Without any information from leaders about AI strategy, employees are left to make their own assumptions about what might happen, and “those assumptions are never positive,” Maffei told HR Brew. The silence signals two possibilities to employees, he said: either the company is pursuing AI technology discreetly behind my back or company leaders have no plans at all.
“You’re on a rudderless boat, or you’re fearful the bottom is going to fall off. Neither are good if you’re in the middle of the ocean,” he said.
The memo. Maffei returned to crisis communications, suggesting that leading as a human with honesty, authenticity, and a willingness to communicate through uncertainty is the right internal comms strategy.

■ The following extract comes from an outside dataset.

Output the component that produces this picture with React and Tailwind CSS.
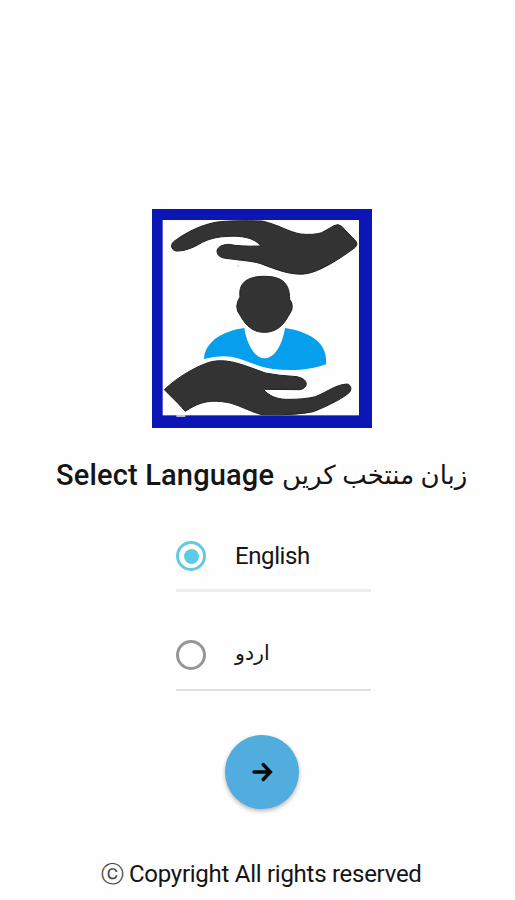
function Logo() {
  return (
    <svg className="mt-[209px] ml-[152px] h-[219px] w-[220px] shrink-0" viewBox="21 27 660 657" aria-label="Caring hands">
      <rect x="21" y="27" width="660" height="657" fill="#0b16b4" />
      <rect x="53" y="60" width="589" height="586" fill="#fefefe" />
      <g fill="#333333" stroke="#222222" strokeWidth="3" strokeLinejoin="round">
        <path d="M80 142 Q77 129 94 119 C130 93 175 73 217 66 Q265 60 351 63 C398 73 431 96 467 102 Q505 106 530 98 L567 77 Q580 70 590 79 L633 124 Q640 135 628 144 C583 178 523 215 485 221 C440 228 395 209 347 191 Q330 185 290 181 L236 174 Q215 169 216 151 Q222 134 251 133 Q285 140 347 138 C329 112 286 107 252 109 Q204 110 172 127 C143 145 116 154 93 153 Q83 151 80 142 Z" />
        <path d="M294 360 L278 334 Q272 319 279 302 L285 291 C280 253 301 229 358 229 C415 229 434 253 434 298 Q445 311 440 331 L423 360 C407 385 384 397 358 397 C332 397 310 385 294 360 Z" />
        <path d="M58 569 C96 532 158 496 199 485 C253 473 306 500 361 519 Q401 527 456 530 Q483 536 484 551 Q483 566 464 569 L355 568 C372 588 395 597 422 598 Q475 599 511 590 C551 574 571 554 607 552 Q622 557 616 574 C602 591 551 617 505 635 Q450 647 350 644 C308 632 280 614 246 607 C200 600 168 602 121 634 Q109 621 100 611 Z" />
      </g>
      <path d="M177 477 C180 428 226 394 298 384 C303 423 326 475 358 475 C391 475 413 430 420 384 C490 395 550 426 543 493 C500 510 438 514 383 507 C333 500 301 477 259 470 Q217 465 177 477 Z" fill="#069fee" />
      <path d="M94 648 H121" stroke="#d8d9ef" strokeWidth="5" />
      <circle cx="280" cy="198" r="3" fill="#dddddd" />
    </svg>
  );
}

function Radio({ checked }) {
  return (
    <span className={`flex size-[30px] items-center justify-center rounded-full border-[3px] ${checked ? "border-[#65cae1]" : "border-[#969696]"}`}>
      {checked && <span className="size-[15px] rounded-full bg-[#5bcbe8]" />}
    </span>
  );
}

export default function App() {
  return (
    <main className="flex h-[900px] w-[515px] flex-col overflow-hidden bg-[#fefefe] font-['Roboto','DejaVu_Sans',sans-serif] text-[#151515]">
      <Logo />
      <h1 className="mt-[27px] ml-14 flex h-10 items-center whitespace-nowrap">
        <span className="w-[226px] text-[29px] leading-10 font-medium tracking-[0.17px]">Select Language</span>
        <span dir="rtl" lang="ur" className="text-[26px] leading-10 font-normal">زبان منتخب کریں</span>
      </h1>
      <div className="mt-[46px] ml-44 flex w-[195px] flex-col">
        <button type="button" className="flex h-[51px] items-start border-b-[3px] border-[#ededed]">
          <Radio checked />
          <span className="ml-[29px] text-[24px] leading-[30px] tracking-[-0.4px]">English</span>
        </button>
        <button type="button" className="mt-[48px] flex h-[51px] items-start border-b-2 border-[#e0e0e0]">
          <Radio />
          <span dir="rtl" lang="ur" className="ml-[29px] text-[20.5px] leading-[27px]">اردو</span>
        </button>
      </div>
      <button type="button" aria-label="Continue" className="mt-[44px] ml-[225px] flex size-[74px] shrink-0 items-center justify-center rounded-full bg-[#50addd] shadow-[0_2px_4px_rgba(0,0,0,0.3)]">
        <svg className="size-6" viewBox="0 0 24 24" fill="none" stroke="#080808" strokeWidth="3.4" strokeLinecap="round" strokeLinejoin="miter">
          <path d="M4 12H20M13.2 4.5L20.3 12L13.2 19.5" />
        </svg>
      </button>
      <footer className="mt-[50px] ml-[101px] flex h-[30px] items-center text-[24px] leading-[30px] whitespace-nowrap">
        <span className="w-7 font-['DejaVu_Sans'] text-[23px] text-[#444444]">ⓒ</span>
        <span className="tracking-[-0.27px]">Copyright All rights reserved</span>
      </footer>
    </main>
  );
}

“Too often the fear of saying, ‘We don’t know exactly how this is going to play out, but here’s our anticipation, and if it goes left, then we’re thinking this way, and if it goes right, we’re thinking that way, and if it goes into way, and if it goes in another way, we'll figure it out,” he said. “That comes off as authentic. It comes off as real.”
Communications with employees about AI strategy and adoption should be as clear as possible while acknowledging that there are unknown factors yet considered, and share what impacts are known or anticipated, even ones that might impact headcount.
“That’s such a different message than, ‘AI is going to change the future. We’re now AI-first…and by the way, you guys are all on the side of the road when we’re done with this,’” he said.